(YOUR TASK): Copy the data exactly; pictures stay out of the copy.

○ ○ ○ ○ ○

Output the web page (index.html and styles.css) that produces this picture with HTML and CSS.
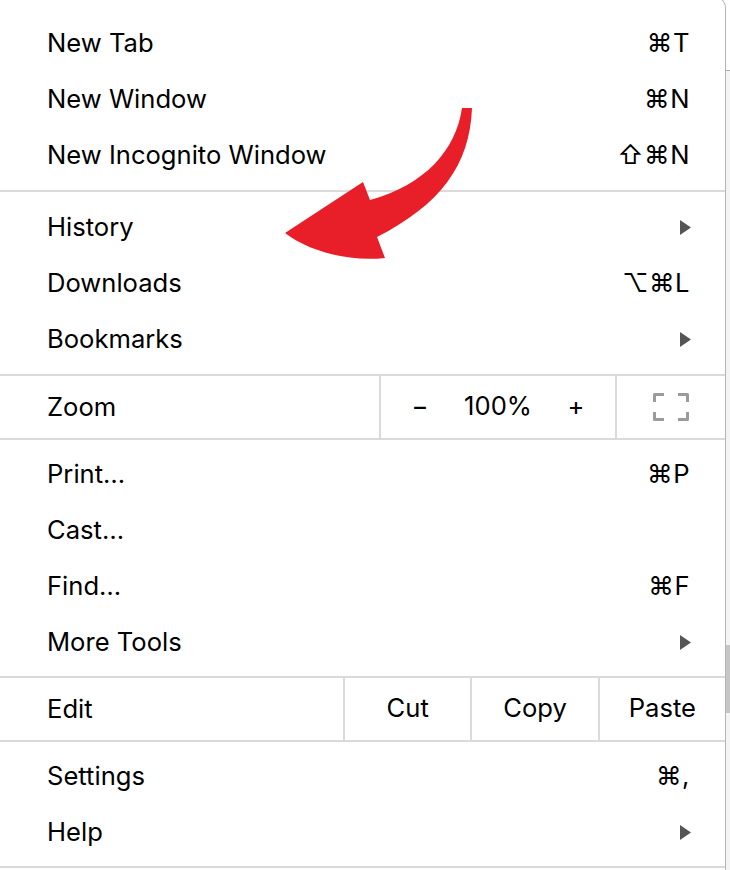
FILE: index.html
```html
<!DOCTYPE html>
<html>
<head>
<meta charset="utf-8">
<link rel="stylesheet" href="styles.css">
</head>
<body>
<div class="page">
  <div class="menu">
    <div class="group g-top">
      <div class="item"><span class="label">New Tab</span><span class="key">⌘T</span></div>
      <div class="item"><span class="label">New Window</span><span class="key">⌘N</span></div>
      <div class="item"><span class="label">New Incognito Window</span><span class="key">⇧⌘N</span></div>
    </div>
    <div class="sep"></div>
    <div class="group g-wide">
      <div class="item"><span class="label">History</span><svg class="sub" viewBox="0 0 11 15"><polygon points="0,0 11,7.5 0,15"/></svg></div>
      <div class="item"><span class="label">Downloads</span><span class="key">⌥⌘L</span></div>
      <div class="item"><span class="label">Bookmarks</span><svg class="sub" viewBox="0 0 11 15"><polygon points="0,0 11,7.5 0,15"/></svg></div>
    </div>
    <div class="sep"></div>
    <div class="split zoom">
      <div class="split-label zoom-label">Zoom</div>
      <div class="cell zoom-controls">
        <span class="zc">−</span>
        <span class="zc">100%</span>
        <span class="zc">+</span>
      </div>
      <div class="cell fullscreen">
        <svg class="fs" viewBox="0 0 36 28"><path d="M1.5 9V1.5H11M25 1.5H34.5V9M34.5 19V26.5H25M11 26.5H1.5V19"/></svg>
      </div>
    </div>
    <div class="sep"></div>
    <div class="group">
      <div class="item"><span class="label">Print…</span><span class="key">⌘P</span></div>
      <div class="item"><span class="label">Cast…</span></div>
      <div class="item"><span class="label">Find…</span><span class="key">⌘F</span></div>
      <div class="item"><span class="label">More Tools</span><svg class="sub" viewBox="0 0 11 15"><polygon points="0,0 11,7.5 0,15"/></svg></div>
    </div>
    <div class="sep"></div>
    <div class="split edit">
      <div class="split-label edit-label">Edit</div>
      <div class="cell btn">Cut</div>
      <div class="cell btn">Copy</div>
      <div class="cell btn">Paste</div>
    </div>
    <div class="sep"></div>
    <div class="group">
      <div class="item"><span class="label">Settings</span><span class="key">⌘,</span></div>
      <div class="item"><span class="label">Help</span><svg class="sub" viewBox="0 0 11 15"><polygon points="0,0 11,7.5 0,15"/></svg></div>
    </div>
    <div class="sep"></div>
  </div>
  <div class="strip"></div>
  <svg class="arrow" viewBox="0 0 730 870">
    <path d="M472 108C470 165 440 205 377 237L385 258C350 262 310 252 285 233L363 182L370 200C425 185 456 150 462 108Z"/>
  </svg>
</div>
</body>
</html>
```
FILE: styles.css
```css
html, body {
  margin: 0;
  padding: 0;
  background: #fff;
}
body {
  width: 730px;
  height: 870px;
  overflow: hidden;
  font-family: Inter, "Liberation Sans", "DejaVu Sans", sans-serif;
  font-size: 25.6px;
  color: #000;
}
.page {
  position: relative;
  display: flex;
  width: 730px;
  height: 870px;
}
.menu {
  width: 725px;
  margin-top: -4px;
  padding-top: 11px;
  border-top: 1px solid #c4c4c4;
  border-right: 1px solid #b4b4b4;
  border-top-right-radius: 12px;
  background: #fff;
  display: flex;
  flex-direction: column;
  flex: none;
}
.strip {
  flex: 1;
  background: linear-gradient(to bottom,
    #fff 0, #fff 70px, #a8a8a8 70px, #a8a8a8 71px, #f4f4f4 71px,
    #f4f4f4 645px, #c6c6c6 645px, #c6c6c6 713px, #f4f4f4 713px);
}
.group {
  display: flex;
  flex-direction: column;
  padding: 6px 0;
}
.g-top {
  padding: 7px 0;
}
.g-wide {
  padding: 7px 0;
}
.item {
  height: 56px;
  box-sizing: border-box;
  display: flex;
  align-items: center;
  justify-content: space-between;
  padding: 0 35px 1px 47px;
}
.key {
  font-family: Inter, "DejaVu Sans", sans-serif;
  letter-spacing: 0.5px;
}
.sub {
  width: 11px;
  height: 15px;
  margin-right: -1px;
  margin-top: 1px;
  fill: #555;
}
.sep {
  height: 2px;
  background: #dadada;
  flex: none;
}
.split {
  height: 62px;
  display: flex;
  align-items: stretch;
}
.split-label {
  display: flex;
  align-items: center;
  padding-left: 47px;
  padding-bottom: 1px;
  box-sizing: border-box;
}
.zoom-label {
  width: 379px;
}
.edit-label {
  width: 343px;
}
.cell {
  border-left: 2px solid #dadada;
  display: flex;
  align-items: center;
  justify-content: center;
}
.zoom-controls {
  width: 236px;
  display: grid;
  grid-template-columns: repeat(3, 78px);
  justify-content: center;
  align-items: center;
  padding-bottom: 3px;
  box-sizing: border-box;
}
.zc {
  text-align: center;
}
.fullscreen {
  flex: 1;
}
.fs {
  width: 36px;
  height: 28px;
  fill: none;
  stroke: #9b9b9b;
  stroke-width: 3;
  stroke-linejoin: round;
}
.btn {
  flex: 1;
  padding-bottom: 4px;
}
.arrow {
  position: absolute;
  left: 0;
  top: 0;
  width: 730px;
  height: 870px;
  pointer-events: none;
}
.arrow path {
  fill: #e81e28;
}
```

○ ○ ○ ○ ○

(EXPECTED ANSWER):
Output the web page (index.html and styles.css) that produces this picture with HTML and CSS.
FILE: index.html
```html
<!DOCTYPE html>
<html>
<head>
<meta charset="utf-8">
<link rel="stylesheet" href="styles.css">
</head>
<body>
<div class="page">
  <div class="menu">
    <div class="group g-top">
      <div class="item"><span class="label">New Tab</span><span class="key">⌘T</span></div>
      <div class="item"><span class="label">New Window</span><span class="key">⌘N</span></div>
      <div class="item"><span class="label">New Incognito Window</span><span class="key">⇧⌘N</span></div>
    </div>
    <div class="sep"></div>
    <div class="group g-wide">
      <div class="item"><span class="label">History</span><svg class="sub" viewBox="0 0 11 15"><polygon points="0,0 11,7.5 0,15"/></svg></div>
      <div class="item"><span class="label">Downloads</span><span class="key">⌥⌘L</span></div>
      <div class="item"><span class="label">Bookmarks</span><svg class="sub" viewBox="0 0 11 15"><polygon points="0,0 11,7.5 0,15"/></svg></div>
    </div>
    <div class="sep"></div>
    <div class="split zoom">
      <div class="split-label zoom-label">Zoom</div>
      <div class="cell zoom-controls">
        <span class="zc">−</span>
        <span class="zc">100%</span>
        <span class="zc">+</span>
      </div>
      <div class="cell fullscreen">
        <svg class="fs" viewBox="0 0 36 28"><path d="M1.5 9V1.5H11M25 1.5H34.5V9M34.5 19V26.5H25M11 26.5H1.5V19"/></svg>
      </div>
    </div>
    <div class="sep"></div>
    <div class="group">
      <div class="item"><span class="label">Print…</span><span class="key">⌘P</span></div>
      <div class="item"><span class="label">Cast…</span></div>
      <div class="item"><span class="label">Find…</span><span class="key">⌘F</span></div>
      <div class="item"><span class="label">More Tools</span><svg class="sub" viewBox="0 0 11 15"><polygon points="0,0 11,7.5 0,15"/></svg></div>
    </div>
    <div class="sep"></div>
    <div class="split edit">
      <div class="split-label edit-label">Edit</div>
      <div class="cell btn">Cut</div>
      <div class="cell btn">Copy</div>
      <div class="cell btn">Paste</div>
    </div>
    <div class="sep"></div>
    <div class="group">
      <div class="item"><span class="label">Settings</span><span class="key">⌘,</span></div>
      <div class="item"><span class="label">Help</span><svg class="sub" viewBox="0 0 11 15"><polygon points="0,0 11,7.5 0,15"/></svg></div>
    </div>
    <div class="sep"></div>
  </div>
  <div class="strip"></div>
  <svg class="arrow" viewBox="0 0 730 870">
    <path d="M472 108C470 165 440 205 377 237L385 258C350 262 310 252 285 233L363 182L370 200C425 185 456 150 462 108Z"/>
  </svg>
</div>
</body>
</html>
```
FILE: styles.css
```css
html, body {
  margin: 0;
  padding: 0;
  background: #fff;
}
body {
  width: 730px;
  height: 870px;
  overflow: hidden;
  font-family: Inter, "Liberation Sans", "DejaVu Sans", sans-serif;
  font-size: 25.6px;
  color: #000;
}
.page {
  position: relative;
  display: flex;
  width: 730px;
  height: 870px;
}
.menu {
  width: 725px;
  margin-top: -4px;
  padding-top: 11px;
  border-top: 1px solid #c4c4c4;
  border-right: 1px solid #b4b4b4;
  border-top-right-radius: 12px;
  background: #fff;
  display: flex;
  flex-direction: column;
  flex: none;
}
.strip {
  flex: 1;
  background: linear-gradient(to bottom,
    #fff 0, #fff 70px, #a8a8a8 70px, #a8a8a8 71px, #f4f4f4 71px,
    #f4f4f4 645px, #c6c6c6 645px, #c6c6c6 713px, #f4f4f4 713px);
}
.group {
  display: flex;
  flex-direction: column;
  padding: 6px 0;
}
.g-top {
  padding: 7px 0;
}
.g-wide {
  padding: 7px 0;
}
.item {
  height: 56px;
  box-sizing: border-box;
  display: flex;
  align-items: center;
  justify-content: space-between;
  padding: 0 35px 1px 47px;
}
.key {
  font-family: Inter, "DejaVu Sans", sans-serif;
  letter-spacing: 0.5px;
}
.sub {
  width: 11px;
  height: 15px;
  margin-right: -1px;
  margin-top: 1px;
  fill: #555;
}
.sep {
  height: 2px;
  background: #dadada;
  flex: none;
}
.split {
  height: 62px;
  display: flex;
  align-items: stretch;
}
.split-label {
  display: flex;
  align-items: center;
  padding-left: 47px;
  padding-bottom: 1px;
  box-sizing: border-box;
}
.zoom-label {
  width: 379px;
}
.edit-label {
  width: 343px;
}
.cell {
  border-left: 2px solid #dadada;
  display: flex;
  align-items: center;
  justify-content: center;
}
.zoom-controls {
  width: 236px;
  display: grid;
  grid-template-columns: repeat(3, 78px);
  justify-content: center;
  align-items: center;
  padding-bottom: 3px;
  box-sizing: border-box;
}
.zc {
  text-align: center;
}
.fullscreen {
  flex: 1;
}
.fs {
  width: 36px;
  height: 28px;
  fill: none;
  stroke: #9b9b9b;
  stroke-width: 3;
  stroke-linejoin: round;
}
.btn {
  flex: 1;
  padding-bottom: 4px;
}
.arrow {
  position: absolute;
  left: 0;
  top: 0;
  width: 730px;
  height: 870px;
  pointer-events: none;
}
.arrow path {
  fill: #e81e28;
}
```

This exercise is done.